- _Records with interface code_:
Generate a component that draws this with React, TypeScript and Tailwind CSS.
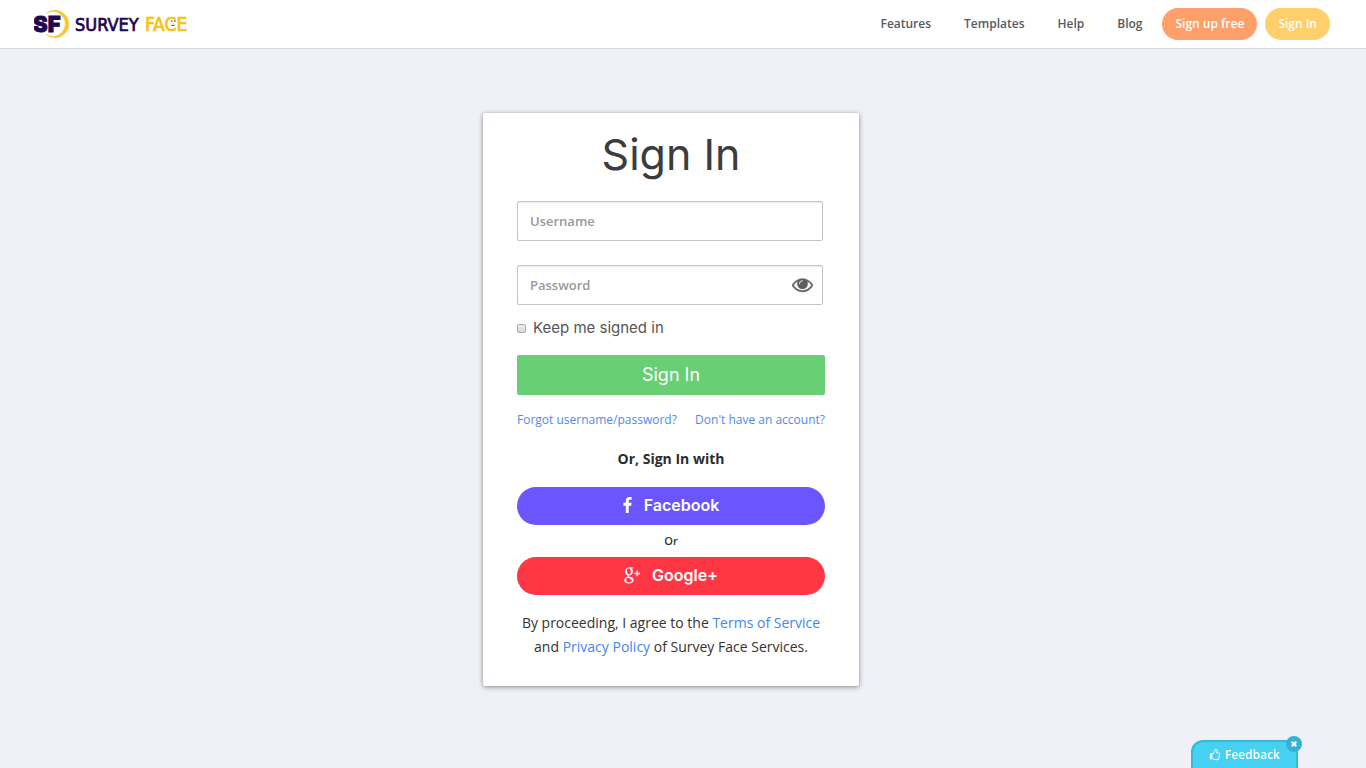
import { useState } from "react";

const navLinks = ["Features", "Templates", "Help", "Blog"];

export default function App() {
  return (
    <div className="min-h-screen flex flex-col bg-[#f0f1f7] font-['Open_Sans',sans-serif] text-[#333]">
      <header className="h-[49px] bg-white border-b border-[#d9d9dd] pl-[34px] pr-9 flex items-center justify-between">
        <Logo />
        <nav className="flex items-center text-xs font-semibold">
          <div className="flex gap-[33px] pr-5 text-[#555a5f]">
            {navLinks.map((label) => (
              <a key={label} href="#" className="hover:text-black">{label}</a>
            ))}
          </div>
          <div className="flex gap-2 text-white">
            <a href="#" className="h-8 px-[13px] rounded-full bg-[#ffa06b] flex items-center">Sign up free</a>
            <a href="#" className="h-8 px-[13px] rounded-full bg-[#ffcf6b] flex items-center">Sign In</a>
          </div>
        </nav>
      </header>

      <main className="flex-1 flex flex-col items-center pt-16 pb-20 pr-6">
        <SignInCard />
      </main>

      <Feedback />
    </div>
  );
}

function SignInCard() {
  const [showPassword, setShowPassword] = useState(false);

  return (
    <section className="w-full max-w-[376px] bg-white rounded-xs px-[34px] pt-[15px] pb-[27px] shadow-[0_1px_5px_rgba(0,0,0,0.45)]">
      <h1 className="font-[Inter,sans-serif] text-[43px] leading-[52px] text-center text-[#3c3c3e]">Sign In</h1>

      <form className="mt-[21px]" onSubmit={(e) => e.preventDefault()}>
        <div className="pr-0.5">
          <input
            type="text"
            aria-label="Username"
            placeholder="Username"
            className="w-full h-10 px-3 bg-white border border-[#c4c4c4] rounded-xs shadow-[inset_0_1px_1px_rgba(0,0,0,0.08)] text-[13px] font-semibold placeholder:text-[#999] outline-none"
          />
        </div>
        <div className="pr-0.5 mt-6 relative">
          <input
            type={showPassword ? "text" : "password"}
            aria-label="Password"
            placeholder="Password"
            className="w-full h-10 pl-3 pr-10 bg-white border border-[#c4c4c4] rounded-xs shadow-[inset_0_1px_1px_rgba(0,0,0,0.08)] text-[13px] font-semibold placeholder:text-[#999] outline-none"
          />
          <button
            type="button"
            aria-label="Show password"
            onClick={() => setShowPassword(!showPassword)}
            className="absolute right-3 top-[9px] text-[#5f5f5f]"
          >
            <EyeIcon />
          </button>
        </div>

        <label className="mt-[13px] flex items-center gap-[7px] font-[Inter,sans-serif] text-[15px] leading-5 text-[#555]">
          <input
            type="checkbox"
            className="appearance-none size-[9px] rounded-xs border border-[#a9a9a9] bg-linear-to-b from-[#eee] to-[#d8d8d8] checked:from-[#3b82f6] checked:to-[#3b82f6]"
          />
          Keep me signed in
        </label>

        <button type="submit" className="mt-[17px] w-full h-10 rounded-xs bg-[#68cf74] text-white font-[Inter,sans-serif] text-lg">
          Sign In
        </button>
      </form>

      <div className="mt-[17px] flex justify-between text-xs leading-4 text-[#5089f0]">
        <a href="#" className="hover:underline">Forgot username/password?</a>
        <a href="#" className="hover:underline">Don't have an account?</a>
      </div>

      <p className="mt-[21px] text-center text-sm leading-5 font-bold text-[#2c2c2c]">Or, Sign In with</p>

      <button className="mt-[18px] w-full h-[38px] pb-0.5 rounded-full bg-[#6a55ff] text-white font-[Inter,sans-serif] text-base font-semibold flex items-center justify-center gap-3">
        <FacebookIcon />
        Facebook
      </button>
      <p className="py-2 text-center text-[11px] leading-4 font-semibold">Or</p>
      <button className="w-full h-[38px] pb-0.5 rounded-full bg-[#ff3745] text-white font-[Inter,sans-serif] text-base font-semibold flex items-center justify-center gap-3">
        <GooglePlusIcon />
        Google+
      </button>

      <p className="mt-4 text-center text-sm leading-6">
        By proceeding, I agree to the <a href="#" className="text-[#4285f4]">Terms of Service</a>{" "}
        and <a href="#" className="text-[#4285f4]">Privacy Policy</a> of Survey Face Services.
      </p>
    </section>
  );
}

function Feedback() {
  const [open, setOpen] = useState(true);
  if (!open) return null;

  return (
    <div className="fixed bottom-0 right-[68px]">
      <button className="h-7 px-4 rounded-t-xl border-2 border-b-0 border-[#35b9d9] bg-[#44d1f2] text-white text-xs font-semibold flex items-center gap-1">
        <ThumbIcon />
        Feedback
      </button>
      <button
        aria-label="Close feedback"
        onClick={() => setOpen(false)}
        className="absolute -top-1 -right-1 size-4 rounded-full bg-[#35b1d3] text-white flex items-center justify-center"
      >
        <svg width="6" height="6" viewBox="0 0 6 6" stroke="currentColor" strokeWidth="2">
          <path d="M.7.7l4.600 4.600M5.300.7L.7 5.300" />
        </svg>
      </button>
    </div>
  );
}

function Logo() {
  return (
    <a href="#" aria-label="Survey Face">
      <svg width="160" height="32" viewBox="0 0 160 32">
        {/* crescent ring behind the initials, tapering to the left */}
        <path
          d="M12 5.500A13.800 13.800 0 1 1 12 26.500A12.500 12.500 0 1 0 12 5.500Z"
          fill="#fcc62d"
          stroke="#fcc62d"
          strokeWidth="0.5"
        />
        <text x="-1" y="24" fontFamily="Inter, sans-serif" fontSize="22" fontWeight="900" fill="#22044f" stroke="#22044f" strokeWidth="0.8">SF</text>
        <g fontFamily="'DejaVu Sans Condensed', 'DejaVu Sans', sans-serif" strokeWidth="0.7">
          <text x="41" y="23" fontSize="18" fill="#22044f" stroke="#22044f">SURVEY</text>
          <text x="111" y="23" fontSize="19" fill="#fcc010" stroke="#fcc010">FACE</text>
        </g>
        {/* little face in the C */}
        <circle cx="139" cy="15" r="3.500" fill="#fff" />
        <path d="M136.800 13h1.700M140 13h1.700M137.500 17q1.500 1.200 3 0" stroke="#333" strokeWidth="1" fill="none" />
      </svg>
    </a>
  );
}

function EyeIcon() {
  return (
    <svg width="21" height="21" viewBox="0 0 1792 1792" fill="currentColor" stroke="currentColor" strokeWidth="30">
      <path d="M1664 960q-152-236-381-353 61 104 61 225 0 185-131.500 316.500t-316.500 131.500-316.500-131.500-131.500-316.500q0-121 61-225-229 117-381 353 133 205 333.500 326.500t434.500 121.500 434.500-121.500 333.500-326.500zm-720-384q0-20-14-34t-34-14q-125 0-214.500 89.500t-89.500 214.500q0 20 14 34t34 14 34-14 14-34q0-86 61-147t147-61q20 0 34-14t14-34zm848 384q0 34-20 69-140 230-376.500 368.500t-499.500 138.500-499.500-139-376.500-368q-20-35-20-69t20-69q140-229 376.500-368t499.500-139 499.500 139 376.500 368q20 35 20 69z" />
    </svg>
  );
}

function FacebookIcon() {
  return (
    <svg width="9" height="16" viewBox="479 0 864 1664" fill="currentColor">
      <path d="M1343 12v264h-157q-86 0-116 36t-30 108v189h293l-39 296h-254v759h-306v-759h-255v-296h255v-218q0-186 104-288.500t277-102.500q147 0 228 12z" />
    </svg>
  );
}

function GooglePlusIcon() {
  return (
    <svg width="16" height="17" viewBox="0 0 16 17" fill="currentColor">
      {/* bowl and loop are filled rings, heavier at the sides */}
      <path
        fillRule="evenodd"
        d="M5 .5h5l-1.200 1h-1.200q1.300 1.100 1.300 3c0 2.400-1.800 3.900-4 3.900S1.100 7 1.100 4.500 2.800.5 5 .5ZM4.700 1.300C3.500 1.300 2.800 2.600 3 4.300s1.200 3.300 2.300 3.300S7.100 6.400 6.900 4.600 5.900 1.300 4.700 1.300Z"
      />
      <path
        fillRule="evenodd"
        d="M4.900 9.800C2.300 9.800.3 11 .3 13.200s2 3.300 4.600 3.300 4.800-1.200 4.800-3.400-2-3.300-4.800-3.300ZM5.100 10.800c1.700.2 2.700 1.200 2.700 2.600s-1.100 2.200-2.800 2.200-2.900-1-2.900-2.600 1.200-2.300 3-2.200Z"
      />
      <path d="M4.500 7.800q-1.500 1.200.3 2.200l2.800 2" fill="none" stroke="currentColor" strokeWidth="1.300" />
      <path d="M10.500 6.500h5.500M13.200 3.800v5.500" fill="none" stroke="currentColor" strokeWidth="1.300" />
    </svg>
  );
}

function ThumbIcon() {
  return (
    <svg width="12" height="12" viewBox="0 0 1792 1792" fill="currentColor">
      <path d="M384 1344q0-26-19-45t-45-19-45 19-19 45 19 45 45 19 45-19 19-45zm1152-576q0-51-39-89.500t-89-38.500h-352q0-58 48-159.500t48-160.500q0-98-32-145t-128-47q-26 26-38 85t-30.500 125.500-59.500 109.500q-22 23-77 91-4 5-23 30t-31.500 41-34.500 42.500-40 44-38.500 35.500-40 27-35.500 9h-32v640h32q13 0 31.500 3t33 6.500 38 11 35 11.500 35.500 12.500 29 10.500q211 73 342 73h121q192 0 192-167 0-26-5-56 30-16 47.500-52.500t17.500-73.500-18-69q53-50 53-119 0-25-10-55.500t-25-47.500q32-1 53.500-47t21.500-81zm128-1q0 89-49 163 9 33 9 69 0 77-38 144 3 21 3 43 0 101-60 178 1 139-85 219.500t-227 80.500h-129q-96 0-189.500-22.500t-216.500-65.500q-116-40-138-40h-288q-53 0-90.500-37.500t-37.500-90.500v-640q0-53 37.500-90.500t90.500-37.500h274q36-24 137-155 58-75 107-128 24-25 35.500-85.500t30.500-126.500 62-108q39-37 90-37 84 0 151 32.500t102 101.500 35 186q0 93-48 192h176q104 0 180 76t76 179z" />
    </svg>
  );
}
---
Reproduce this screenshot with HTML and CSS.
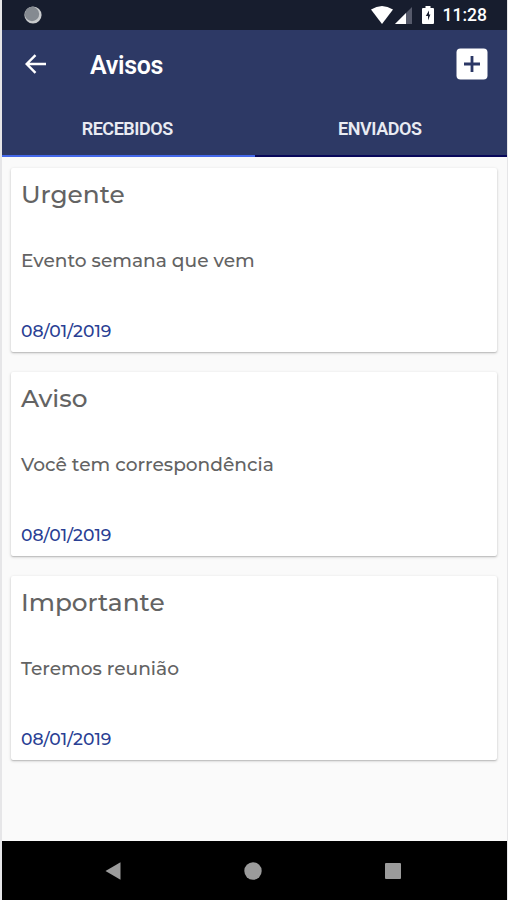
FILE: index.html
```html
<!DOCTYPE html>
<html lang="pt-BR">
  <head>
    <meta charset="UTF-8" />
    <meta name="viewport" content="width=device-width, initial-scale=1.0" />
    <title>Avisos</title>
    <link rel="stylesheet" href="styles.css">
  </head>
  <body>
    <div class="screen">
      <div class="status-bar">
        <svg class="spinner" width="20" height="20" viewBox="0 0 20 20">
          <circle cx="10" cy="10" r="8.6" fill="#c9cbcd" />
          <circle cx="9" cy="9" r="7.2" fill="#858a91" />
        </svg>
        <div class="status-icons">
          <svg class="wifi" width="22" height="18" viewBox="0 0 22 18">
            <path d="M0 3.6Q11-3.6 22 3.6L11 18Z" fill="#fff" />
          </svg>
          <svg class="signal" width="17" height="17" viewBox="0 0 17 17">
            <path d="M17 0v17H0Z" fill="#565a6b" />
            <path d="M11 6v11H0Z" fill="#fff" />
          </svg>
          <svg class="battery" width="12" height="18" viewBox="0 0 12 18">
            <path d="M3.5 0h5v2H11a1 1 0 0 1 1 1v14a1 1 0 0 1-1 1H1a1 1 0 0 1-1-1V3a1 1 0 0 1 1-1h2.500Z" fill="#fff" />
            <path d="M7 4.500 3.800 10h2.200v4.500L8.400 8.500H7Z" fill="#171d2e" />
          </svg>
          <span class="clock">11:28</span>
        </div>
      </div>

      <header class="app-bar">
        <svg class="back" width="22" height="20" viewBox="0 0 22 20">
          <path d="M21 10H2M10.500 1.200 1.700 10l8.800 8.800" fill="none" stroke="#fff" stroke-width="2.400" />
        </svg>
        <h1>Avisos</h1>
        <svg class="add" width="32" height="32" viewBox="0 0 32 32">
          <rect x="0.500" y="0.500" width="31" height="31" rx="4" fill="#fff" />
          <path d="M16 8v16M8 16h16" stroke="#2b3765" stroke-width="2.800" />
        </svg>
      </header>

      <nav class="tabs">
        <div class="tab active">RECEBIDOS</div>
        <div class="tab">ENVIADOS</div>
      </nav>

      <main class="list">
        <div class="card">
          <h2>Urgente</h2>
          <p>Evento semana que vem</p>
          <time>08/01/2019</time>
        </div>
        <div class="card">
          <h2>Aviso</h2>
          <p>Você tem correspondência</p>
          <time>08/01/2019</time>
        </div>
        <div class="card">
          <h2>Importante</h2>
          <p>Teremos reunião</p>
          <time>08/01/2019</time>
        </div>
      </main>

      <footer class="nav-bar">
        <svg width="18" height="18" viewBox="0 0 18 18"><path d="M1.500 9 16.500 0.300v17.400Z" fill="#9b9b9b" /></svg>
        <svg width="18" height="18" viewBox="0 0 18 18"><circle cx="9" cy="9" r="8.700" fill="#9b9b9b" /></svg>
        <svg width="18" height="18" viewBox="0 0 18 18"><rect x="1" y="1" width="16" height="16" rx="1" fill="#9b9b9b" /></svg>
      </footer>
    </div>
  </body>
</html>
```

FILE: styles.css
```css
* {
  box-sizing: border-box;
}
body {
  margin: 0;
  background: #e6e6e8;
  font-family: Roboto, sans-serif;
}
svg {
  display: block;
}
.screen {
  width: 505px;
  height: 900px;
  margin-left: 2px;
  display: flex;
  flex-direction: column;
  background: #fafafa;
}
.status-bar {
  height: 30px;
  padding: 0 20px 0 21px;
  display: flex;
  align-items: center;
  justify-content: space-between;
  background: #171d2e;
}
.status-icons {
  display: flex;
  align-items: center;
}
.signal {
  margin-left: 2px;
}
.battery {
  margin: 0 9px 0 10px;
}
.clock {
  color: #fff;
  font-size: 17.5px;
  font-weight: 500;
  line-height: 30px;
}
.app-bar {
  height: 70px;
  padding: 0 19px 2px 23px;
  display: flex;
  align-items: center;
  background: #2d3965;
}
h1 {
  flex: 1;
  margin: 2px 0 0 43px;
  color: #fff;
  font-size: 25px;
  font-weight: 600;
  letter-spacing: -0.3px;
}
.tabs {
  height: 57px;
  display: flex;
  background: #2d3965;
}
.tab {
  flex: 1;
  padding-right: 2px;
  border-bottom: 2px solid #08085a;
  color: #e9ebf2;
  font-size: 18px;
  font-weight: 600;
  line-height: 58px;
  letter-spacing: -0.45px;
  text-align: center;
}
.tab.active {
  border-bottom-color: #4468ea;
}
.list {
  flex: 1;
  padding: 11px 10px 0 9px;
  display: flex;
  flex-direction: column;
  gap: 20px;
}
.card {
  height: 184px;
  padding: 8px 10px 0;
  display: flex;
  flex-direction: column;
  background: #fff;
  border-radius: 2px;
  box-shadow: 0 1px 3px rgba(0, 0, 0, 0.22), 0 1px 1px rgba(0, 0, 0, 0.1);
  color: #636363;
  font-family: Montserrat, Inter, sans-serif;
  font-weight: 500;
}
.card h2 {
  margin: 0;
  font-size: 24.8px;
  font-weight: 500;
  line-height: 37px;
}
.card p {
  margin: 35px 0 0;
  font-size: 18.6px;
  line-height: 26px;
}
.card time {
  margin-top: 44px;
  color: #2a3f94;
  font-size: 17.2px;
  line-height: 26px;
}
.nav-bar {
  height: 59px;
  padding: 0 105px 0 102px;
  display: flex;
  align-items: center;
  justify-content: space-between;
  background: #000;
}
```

- _Exercise_: Quote word for word only the lines above from the one containing "Generate a component" through the one containing "const [showPassword, setShowPassword]". Pictures stay out of your copy.

- _Exercise result_:
Generate a component that draws this with React, TypeScript and Tailwind CSS.
import { useState } from "react";

const navLinks = ["Features", "Templates", "Help", "Blog"];

export default function App() {
  return (
    <div className="min-h-screen flex flex-col bg-[#f0f1f7] font-['Open_Sans',sans-serif] text-[#333]">
      <header className="h-[49px] bg-white border-b border-[#d9d9dd] pl-[34px] pr-9 flex items-center justify-between">
        <Logo />
        <nav className="flex items-center text-xs font-semibold">
          <div className="flex gap-[33px] pr-5 text-[#555a5f]">
            {navLinks.map((label) => (
              <a key={label} href="#" className="hover:text-black">{label}</a>
            ))}
          </div>
          <div className="flex gap-2 text-white">
            <a href="#" className="h-8 px-[13px] rounded-full bg-[#ffa06b] flex items-center">Sign up free</a>
            <a href="#" className="h-8 px-[13px] rounded-full bg-[#ffcf6b] flex items-center">Sign In</a>
          </div>
        </nav>
      </header>

      <main className="flex-1 flex flex-col items-center pt-16 pb-20 pr-6">
        <SignInCard />
      </main>

      <Feedback />
    </div>
  );
}

function SignInCard() {
  const [showPassword, setShowPassword] = useState(false);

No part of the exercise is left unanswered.